Perante o derrube da ditadura, o referendo em relação ao ditador deverá ter como foco dois aspectos: perdão (penal, económico, ou ambos) ou julgamento e a previsível condenação. No aspecto do julgamento e condenação não se coloca a questão da morte, pois, se o objectivo é instalar-se efectivamente uma democracia no país, então deve-se começar por respeitar o direito à vida, e criminosos também têm este direito. Por outra, exigir que seja morto na lógica da lei do talião – olho por olho e dente por dente – é dar sequência às matanças levadas a cabo ao longo de quase 42 anos de independência, pois não é encerrado o ciclo de ódio iniciado pela ditadura.

 

Num ambiente de tensão, onde os povos se vêem finalmente livres do ditador e da ditadura, certamente que a maioria votaria no julgamento em detrimento do perdão. Pelo que, por justiça, o referendo deverá realizar-se quando a tensão política e social baixar. Entretanto, há várias esferas de responsabilização jurídica, daí que o processo não se esgota internamente.

 

E sua família? Aqui devemos trazer um princípio jurídico e democrático – o princípio da responsabilidade individual.

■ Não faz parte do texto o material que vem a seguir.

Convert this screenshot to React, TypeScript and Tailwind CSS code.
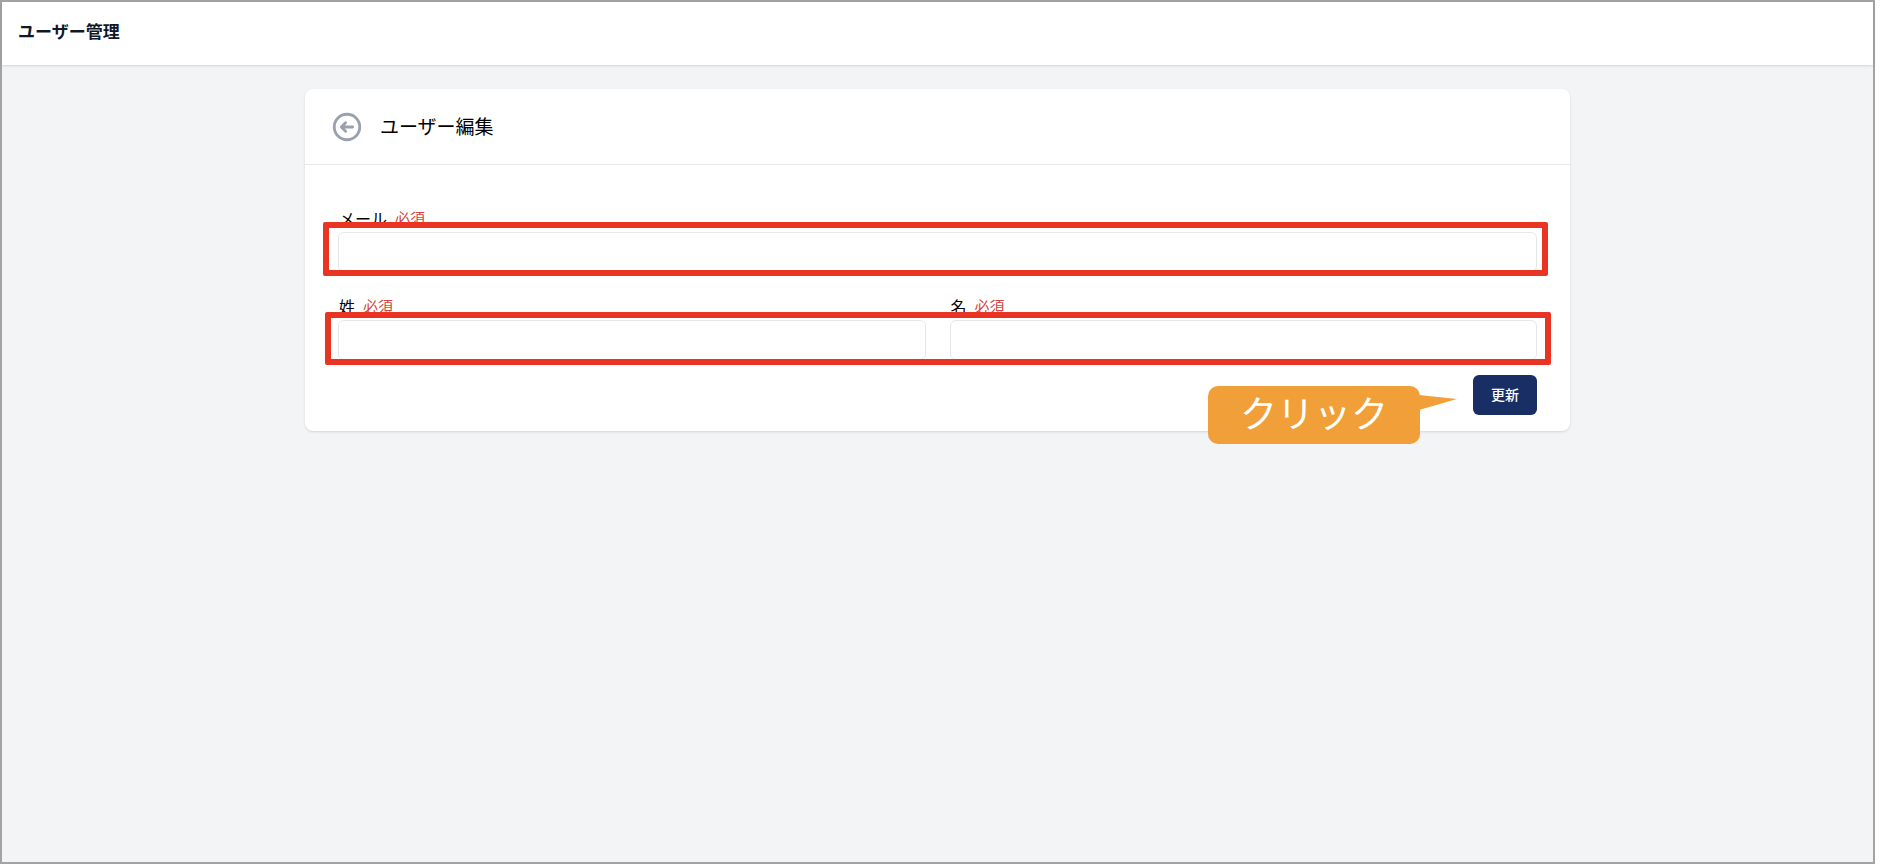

O código penal angolano traz esse preceito em seu artigo 28.º, avançando que, ipsis litteris, “a responsabilidade criminal recai única e individualmente nos agentes de crimes ou de contravenções”, ou seja, ninguém deve ser responsabilizado por actos que não cometeu.

 

A queda do ditador e da ditadura será um momento crucial para se instaurar uma democracia, mas é preciso ter-se em conta que mais facilmente se substitui uma ditadura por outra, igual ou pior, pelo que será preciso uma ruptura profunda com organismos e individualidades cúmplices da actual ditadura, muitos disfarçados de democratas.